# 90% of all Sony VTC5's are Fake



## Gizmo (8/10/14)

I have been doing research as I am about to place a big battery order again and was looking at acquiring some for all you guys that seem to love them. However, the 3 battery chinese suppliers have confirmed with me that they have been stopped manufactioring them since July this year. I assume they are correct, as they closer to the source then we are

Sony confirming stopping production

http://www.reddit.com/r/electronic_cigarette/comments/2cttd4/sony_vtc5_18650_notice_from_sony/

Reactions: Informative 3


----------



## Gizmo (8/10/14)

I see alex has posted this before my bad.. But anyway, you cannot get VTC5's anywhere that are authentic.


----------



## Marzuq (8/10/14)

Gizmo said:


> I have been doing research as I am about to place a big battery order again and was looking at acquiring some for all you guys that seem to love them. However, the 3 battery chinese suppliers have confirmed with me that they have been stopped manufactioring them since July this year. I assume they are correct, as they closer to the source then we are
> 
> Sony confirming stopping production
> 
> http://www.reddit.com/r/electronic_cigarette/comments/2cttd4/sony_vtc5_18650_notice_from_sony/


still very informative to those of us who have no come across the previous thread.
thanks


----------



## Yiannaki (8/10/14)

Gizmo said:


> I see alex has posted this before my bad.. But anyway, you cannot get VTC5's anywhere that are authentic.

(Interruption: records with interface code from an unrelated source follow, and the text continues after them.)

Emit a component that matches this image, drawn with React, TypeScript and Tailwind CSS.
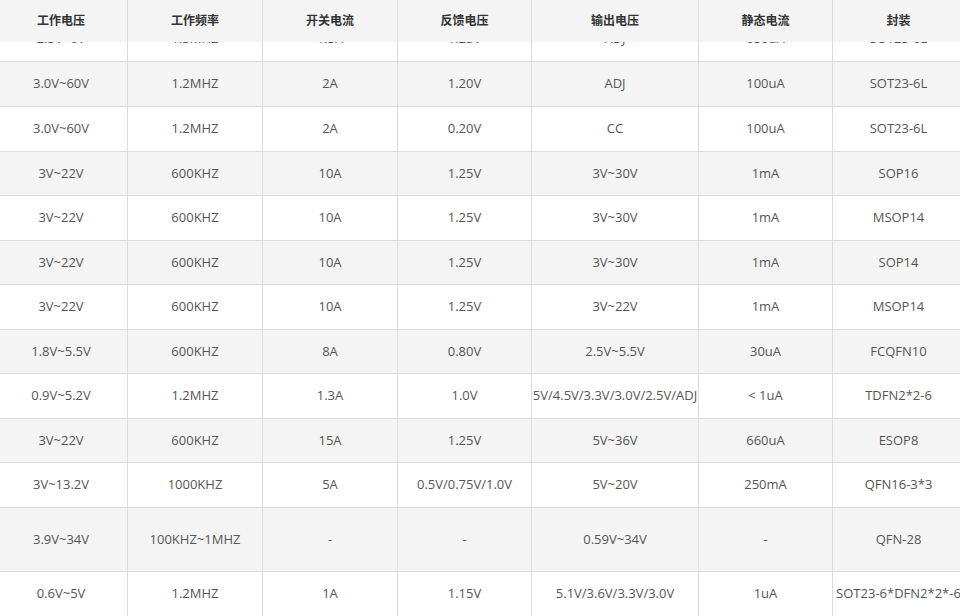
const columns = ['工作电压', '工作频率', '开关电流', '反馈电压', '输出电压', '静态电流', '封装']

const partialRow = ['2.5V~6V', '1.5MHZ', '1.5A', '1.25V', 'ADJ', '650uA', 'SOT23-6L']

// [cells, row height incl. bottom border]
const rows: [string[], number][] = [
  [['3.0V~60V', '1.2MHZ', '2A', '1.20V', 'ADJ', '100uA', 'SOT23-6L'], 45],
  [['3.0V~60V', '1.2MHZ', '2A', '0.20V', 'CC', '100uA', 'SOT23-6L'], 45],
  [['3V~22V', '600KHZ', '10A', '1.25V', '3V~30V', '1mA', 'SOP16'], 44],
  [['3V~22V', '600KHZ', '10A', '1.25V', '3V~30V', '1mA', 'MSOP14'], 45],
  [['3V~22V', '600KHZ', '10A', '1.25V', '3V~30V', '1mA', 'SOP14'], 44],
  [['3V~22V', '600KHZ', '10A', '1.25V', '3V~22V', '1mA', 'MSOP14'], 45],
  [['1.8V~5.5V', '600KHZ', '8A', '0.80V', '2.5V~5.5V', '30uA', 'FCQFN10'], 44],
  [['0.9V~5.2V', '1.2MHZ', '1.3A', '1.0V', '5V/4.5V/3.3V/3.0V/2.5V/ADJ', '< 1uA', 'TDFN2*2-6'], 45],
  [['3V~22V', '600KHZ', '15A', '1.25V', '5V~36V', '660uA', 'ESOP8'], 44],
  [['3V~13.2V', '1000KHZ', '5A', '0.5V/0.75V/1.0V', '5V~20V', '250mA', 'QFN16-3*3'], 45],
  [['3.9V~34V', '100KHZ~1MHZ', '-', '-', '0.59V~34V', '-', 'QFN-28'], 64],
  [['0.6V~5V', '1.2MHZ', '1A', '1.15V', '5.1V/3.6V/3.3V/3.0V', '1uA', 'SOT23-6*DFN2*2*-6'], 45],
]

const grid = 'grid grid-cols-[133px_135px_135px_134px_167px_134px_132px]'

export default function App() {
  return (
    <div
      className="h-[616px] w-[960px] overflow-hidden bg-white text-[13px] text-[#555]"
      style={{ fontFamily: '"Open Sans", "Noto Sans CJK SC", sans-serif' }}
    >
      <div className="-ml-[5px] w-[970px]">
        {/* Header */}
        <div className={`${grid} h-[42px] bg-[#f4f4f4]`}>
          {columns.map((c) => (
            <div
              key={c}
              className="flex items-center justify-center border-r border-[#dcdcdc] text-[12px] font-bold text-[#333]"
            >
              {c}
            </div>
          ))}
        </div>

        {/* Row scrolled under the header */}
        <div className={`${grid} h-[20px] border-b border-[#dcdcdc] bg-white`}>
          {partialRow.map((v, i) => (
            <div key={i} className="overflow-hidden border-r border-[#dcdcdc]">
              <div className="-mt-[25px] flex h-[44px] items-center justify-center whitespace-nowrap">{v}</div>
            </div>
          ))}
        </div>

        {/* Body */}
        {rows.map(([cells, h], r) => (
          <div
            key={r}
            className={`${grid} border-b border-[#dcdcdc] ${r % 2 === 0 ? 'bg-[#f4f4f4]' : 'bg-white'}`}
            style={{ height: h }}
          >
            {cells.map((v, i) => (
              <div
                key={i}
                className="flex items-center justify-center overflow-hidden whitespace-nowrap border-r border-[#dcdcdc]"
              >
                {v}
              </div>
            ))}
          </div>
        ))}
      </div>
    </div>
  )
}
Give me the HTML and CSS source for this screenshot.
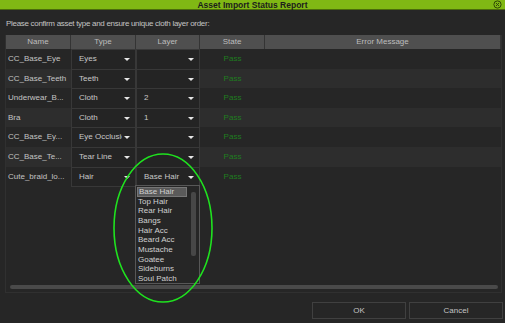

Is there no way to buy directly from Sony by any chance?


----------



## kevkev (8/10/14)

And this is why I love my Efests. You just don't know with the Sony's

Reactions: Like 1 | Agree 1


----------



## Yiannaki (8/10/14)

Why doesn't a company make a bad ass battery, sell it directly to stores/individuals and find a way to make it impossible to replicate.


----------



## Riaz (8/10/14)

Yiannaki said:


> Why doesn't a company make a bad ass battery, sell it directly to stores/individuals and find a way to make it impossible to replicate.


The Chinese will replicate anything

Hell if they look at you long enough they might duplicate you as well


Sent from my iPhone using Tapatalk

Reactions: Agree 2 | Funny 2


----------



## Rob Fisher (8/10/14)

It seems that the Samsung 25RS is gaining in popularity? @johan or @Andre any comment or experiences?


----------



## rogue zombie (8/10/14)

I would also look at Panasonic batteries.

I used to work for Sanyo. They had incredible batteries. As you may know, Panasonic bought Sanyo worldwide. Chopped a range of product line-ups, rebranded the good Sanyo stuff they wanted to keep. Batteries would've been a high priority.


----------



## Silver (8/10/14)

Rob Fisher said:


> It seems that the Samsung 25RS is gaining in popularity? @johan or @Andre any comment or experiences?



Nice new Avatar pic @Rob Fisher !

Reactions: Thanks 1


----------



## Yiannaki (8/10/14)

You know what's damn scary, I compared my vtc 5 to a fake vtc 4 that @Stroodlepuff had and I couldn't tell the difference

Reactions: Like 1


----------



## johan (8/10/14)

Rob Fisher said:


> It seems that the Samsung 25RS is gaining in popularity? @johan or @Andre any comment or experiences?



Never worked with and/or tested Samsung batteries, accordingly can't be of any assistance here Rob.

Reactions: Thanks 1


----------



## Oupa (8/10/14)

Any news on the VTC4 batteries?


----------



## VandaL (9/10/14)

http://www.powerstream.com/18650-high-discharge-rate.htm

Apparently their VTC5's are real, "*All the following cells have been obtained through legitimate channels and tested by PowerStream to make sure that they are genuine and authentic."*

The word from Sony is this battery was never meant to be retailed to the public and they have been discontinued for over a year. There was a discussion on plumes of hazard podcast, one of the participants were visited by Sony representatives to discuss vaping and how sony will be getting involved.


^ Around 1hr 05mins mark

For right now I believe Samsung 25R and Xtar VTC4 are your best options outside of sony. But it is a real pain to import batteries using postal services as it seems they are seriously cracking down on shipping of Lithium batteries. I looked into getting Samsung 25R's and the shipping with fedex comes to $77 and 10 batteries were like $80. +-R1700 for 10 batteries? ex customs and if you have dealt with fedex in the past you know they like charging their insane R150 fee for them to push your package through customs and then you still have to pay the standard customs fee depending what your item is classified as.


----------